Building off of this procedure, we can design an edge detector. The optimal edge detector must be accurate, minimizing the number of false positives and false negatives; have precise localization, pinpointing edges at the positions where they actually occur; and have single response, ensuring that only one edge is found where there only is one edge.

The Canny edge detector is arguably the most commonly used edge detector in the field. It detects edges by:

1. Applying the x and y derivatives of a Gaussian filter to the image to eliminate noise, improve localization, and have single response.
2. Finding the magnitude and orientation of the gradient at each pixel.
3. Performing non-maximum suppression, which thins the edges down to a single pixel in width, since the extracted edge from the gradient after step 2 would be quite blurry and since there can only be one accurate response.
4. Thresholding and linking, also known as hysteresis, to create connected edges. The steps are to 1. determine the weak and strong edge pixels by defining a low and a high threshold, respectively, and to 2. link the edge curves with the high threshold first to start with the strong edge pixels, continuing the curves with the low threshold.

Final result:

The Gaussian kernel size, σ, also affects the edges detected. If σ is large, the more obvious, defining edges of the picture are retrieved. Conversely, if σ is small, the finer edges are picked out as well.

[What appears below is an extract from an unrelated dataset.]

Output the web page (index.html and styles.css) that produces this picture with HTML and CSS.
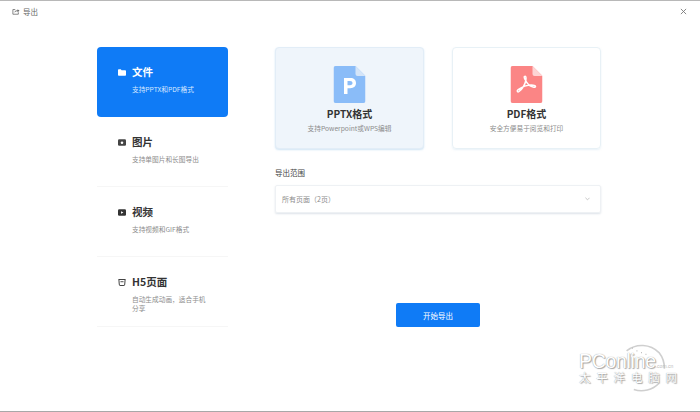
FILE: index.html
```html
<!DOCTYPE html>
<html lang="zh-CN">
<head>
<meta charset="utf-8">
<title>导出</title>
<link rel="stylesheet" href="styles.css">
</head>
<body>
<div class="app">
  <header class="header">
    <div class="header-title">
      <svg class="export-icon" viewBox="0 0 10 9" aria-hidden="true"><path d="M4 2H1V8h7V5.500" fill="none" stroke="#666" stroke-width="1"/><path d="M3 6c.3-2 1.800-3 4-3V1.500L9.500 3.500 7 5.500V4.200C5.300 4.200 4 4.700 3 6z" fill="#666"/></svg>
      <span>导出</span>
    </div>
    <svg class="close-icon" viewBox="0 0 8 8" aria-hidden="true"><path d="M1 1l6 6M7 1L1 7" stroke="#777" stroke-width="1" fill="none"/></svg>
  </header>
  <main class="main">
    <nav class="side">
      <div class="side-item active">
        <div class="side-title">
          <svg class="side-icon" viewBox="0 0 10 8" aria-hidden="true"><path d="M0 1a1 1 0 0 1 1-1h2.500l1 1.200H9a1 1 0 0 1 1 1V7a1 1 0 0 1-1 1H1a1 1 0 0 1-1-1z" fill="#fff"/></svg>
          <span>文件</span>
        </div>
        <p class="side-desc">支持PPTX和PDF格式</p>
      </div>
      <div class="side-item">
        <div class="side-title">
          <svg class="side-icon" viewBox="0 0 10 8" aria-hidden="true"><rect width="10" height="8" rx="1.500" fill="#444"/><circle cx="5" cy="4.200" r="1.600" fill="#fff"/></svg>
          <span>图片</span>
        </div>
        <p class="side-desc">支持单图片和长图导出</p>
      </div>
      <div class="side-item">
        <div class="side-title">
          <svg class="side-icon" viewBox="0 0 10 8" aria-hidden="true"><rect width="10" height="8" rx="1.500" fill="#333"/><path d="M3.800 2.300v3.400L6.800 4z" fill="#fff"/></svg>
          <span>视频</span>
        </div>
        <p class="side-desc">支持视频和GIF格式</p>
      </div>
      <div class="side-item">
        <div class="side-title">
          <svg class="side-icon" viewBox="0 0 10 9" aria-hidden="true"><path d="M1 .7h8l-.5 6.300Q8.400 8.300 7 8.300H3Q1.600 8.300 1.500 7z" fill="none" stroke="#444" stroke-width="1.300"/><path d="M3 3.500h4" stroke="#444" stroke-width="1.200"/></svg>
          <span class="latin">H5页面</span>
        </div>
        <p class="side-desc">自动生成动画，适合手机分享</p>
      </div>
    </nav>
    <section class="content">
      <div class="cards">
        <div class="card selected">
          <svg class="file-icon" viewBox="0 0 32 37" aria-hidden="true">
            <path d="M2 0h20l10 10v25a2 2 0 0 1-2 2H2a2 2 0 0 1-2-2V2a2 2 0 0 1 2-2z" fill="#8abcf8"/>
            <path d="M22 0l10 10h-8a2 2 0 0 1-2-2z" fill="#d5e5f8"/>
            <path d="M10.500 28V12h6.300c3.700 0 5.700 2 5.700 5s-2 5.200-5.700 5.200h-2.800V28zm3.500-8.800h2.500c1.700 0 2.500-.9 2.500-2.200s-.8-2.100-2.500-2.100H14z" fill="#fff"/>
          </svg>
          <h3 class="card-title">PPTX格式</h3>
          <p class="card-desc">支持Powerpoint或WPS编辑</p>
        </div>
        <div class="card">
          <svg class="file-icon" viewBox="0 0 32 37" aria-hidden="true">
            <path d="M2 0h20l10 10v25a2 2 0 0 1-2 2H2a2 2 0 0 1-2-2V2a2 2 0 0 1 2-2z" fill="#fb8585"/>
            <path d="M22 0l10 10h-8a2 2 0 0 1-2-2z" fill="#fdd5d5"/>
            <path d="M14 10.500c1.500-1 1.800 1.500 1.300 4-.8 4-3 8-6.800 11-1.600 1.200-2.500-.6-.8-1.800 4-2.800 10-5 15-4.500 3 .3 3 2.300.6 2-3.500-.4-7-4-8.700-7.700-.9-2-1.500-2.500-.6-3z" fill="none" stroke="#fff" stroke-width="1.500"/>
          </svg>
          <h3 class="card-title">PDF格式</h3>
          <p class="card-desc">安全方便易于阅览和打印</p>
        </div>
      </div>
      <div class="range-label">导出范围</div>
      <div class="select">
        <span>所有页面（2页）</span>
        <svg class="caret" viewBox="0 0 6 4" aria-hidden="true"><path d="M.5.500L3 3 5.500.5" fill="none" stroke="#bbb" stroke-width="1"/></svg>
      </div>
      <div class="actions">
        <button class="start" type="button">开始导出</button>
      </div>
    </section>
  </main>
  <div class="watermark">
    <svg class="wm-arc" viewBox="0 0 60 60" aria-hidden="true">
      <path d="M14 12A27 27 0 0 1 50 14A28 28 0 0 1 56 32" fill="none" stroke="#cfcfcf" stroke-width="1.800"/>
      <path d="M22 55A27 27 0 0 0 50 48" fill="none" stroke="#cfcfcf" stroke-width="1.800"/>
      <path d="M20 9h1M25 12h1M30 14h1M35 16h1" stroke="#bbb" stroke-width="1.500"/>
    </svg>
    <div class="wm-line"><span class="wm-brand">PConline</span><span class="wm-domain">.com.cn</span></div>
    <div class="wm-cn">太平洋电脑网</div>
  </div>
</div>
</body>
</html>
```
FILE: styles.css
```css
* { box-sizing: border-box; }
html, body { margin: 0; padding: 0; }
body {
  background: #fff;
  font-family: "Noto Sans CJK SC", "Inter", "Liberation Sans", sans-serif;
  color: #333;
}
.app {
  position: relative;
  width: 700px;
  height: 412px;
  overflow: hidden;
  border-top: 1px solid #b8b8b8;
  border-bottom: 1px solid #a8a8a8;
  display: flex;
  flex-direction: column;
}
.header {
  height: 46px;
  flex: none;
  display: flex;
  justify-content: space-between;
  align-items: flex-start;
  padding: 5px 13px 0 12px;
}
.header-title {
  display: flex;
  align-items: center;
  gap: 3px;
  font-size: 7.500px;
  line-height: 11px;
  color: #666;
}
.export-icon { width: 8px; height: 7px; }
.close-icon { width: 7px; height: 7px; margin-top: 2px; }
.main {
  display: flex;
  padding-left: 97px;
  gap: 47px;
}
.side { width: 131px; flex: none; }
.side-item {
  height: 70px;
  padding: 18px 20px 0 21px;
  border-bottom: 1px solid #f6f6f6;
}
.side-item.active {
  background: #0f7bf6;
  border-radius: 4px;
  border-bottom: 0;
  color: #fff;
}
.side-title {
  display: flex;
  align-items: center;
  gap: 6px;
  font-size: 10.500px;
  font-weight: 700;
  line-height: 14px;
  color: #333;
}
.active .side-title { color: #fff; }
.side-icon { width: 8px; height: 7px; flex: none; }
.side-desc {
  margin: 6px 0 0 14px;
  font-size: 6.700px;
  line-height: 9px;
  color: #8c8c8c;
}
.active .side-desc { color: #d5e7ff; }
.content {
  width: 326px;
  flex: none;
  display: flex;
  flex-direction: column;
}
.cards { display: flex; justify-content: space-between; }
.card {
  width: 149px;
  height: 102px;
  border: 1px solid #e8f1f6;
  border-radius: 4px;
  padding-top: 18px;
  display: flex;
  flex-direction: column;
  align-items: center;
  box-shadow: 0 1px 2px rgba(190, 215, 235, .35);
}
.card.selected {
  background: #eff5fb;
  border-color: #e2edf7;
  box-shadow: 0 1px 2px rgba(170, 205, 235, .55);
}
.file-icon { width: 32px; height: 37px; flex: none; transform: translateX(-.5px); }
.card-title {
  margin: 4px 0 0;
  font-size: 10px;
  line-height: 14px;
  font-weight: 700;
  color: #333;
}
.card-desc {
  margin: 2px 0 0;
  font-size: 6.700px;
  line-height: 10px;
  color: #8c8c8c;
}
.range-label {
  margin-top: 19px;
  font-size: 7.500px;
  line-height: 10px;
  color: #444;
}
.select {
  margin-top: 7px;
  height: 28px;
  display: flex;
  align-items: center;
  justify-content: space-between;
  padding: 0 10px 0 6px;
  border: 1px solid #eef1f4;
  border-radius: 2px;
  box-shadow: 0 1px 2px rgba(170, 185, 200, .4);
  font-size: 7px;
  color: #8c8c8c;
}
.caret { width: 5px; height: 4px; }
.actions {
  margin-top: 90px;
  display: flex;
  justify-content: center;
}
.start {
  width: 84px;
  height: 24px;
  border: 0;
  border-radius: 2px;
  background: #0f7bf6;
  color: #fff;
  font: 400 7.500px "Noto Sans CJK SC", sans-serif;
}
.watermark {
  position: absolute;
  left: 579px;
  top: 337px;
  width: 105px;
  height: 60px;
  color: #fff;
}
.wm-arc { position: absolute; left: 35px; top: 2px; width: 54px; height: 54px; }
.wm-line { position: absolute; left: 0; top: 15px; display: flex; align-items: baseline; white-space: nowrap; }
.wm-brand {
  font: 400 19.500px/17px "Liberation Sans", sans-serif;
  letter-spacing: -.3px;
  color: #fff;
  text-shadow: 0 0 1px #888, 1px 1px 1px #aaa;
}
.wm-domain {
  font: 400 5px/6px "Liberation Sans", sans-serif;
  color: #bbb;
}
.wm-cn {
  position: absolute;
  left: 0;
  top: 33px;
  font-size: 11.500px;
  line-height: 12px;
  letter-spacing: 5.800px;
  white-space: nowrap;
  color: #fff;
  text-shadow: 0 0 1px #888, 1px 1px 1px #aaa;
}
```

RANSAC: RANdom SAmple Consensus

Line fitting is important in edge detection since many objects are characterized by straight lines. However, edge detection does not always suffice since there can be extra edge points, muddling up which model would be the best, missing parts of lines, and noise. Thus, Fischler and Bolles developed the RANSAC algorithm, which determines a best fit line given a data set and avoids the effect of outliers by finding inliers. Given a scatterplot and a certain threshold, RANSAC randomly selects a sample of points, counts the number of inliers within the threshold, and repeats this process until the maximum number of inliers is hit.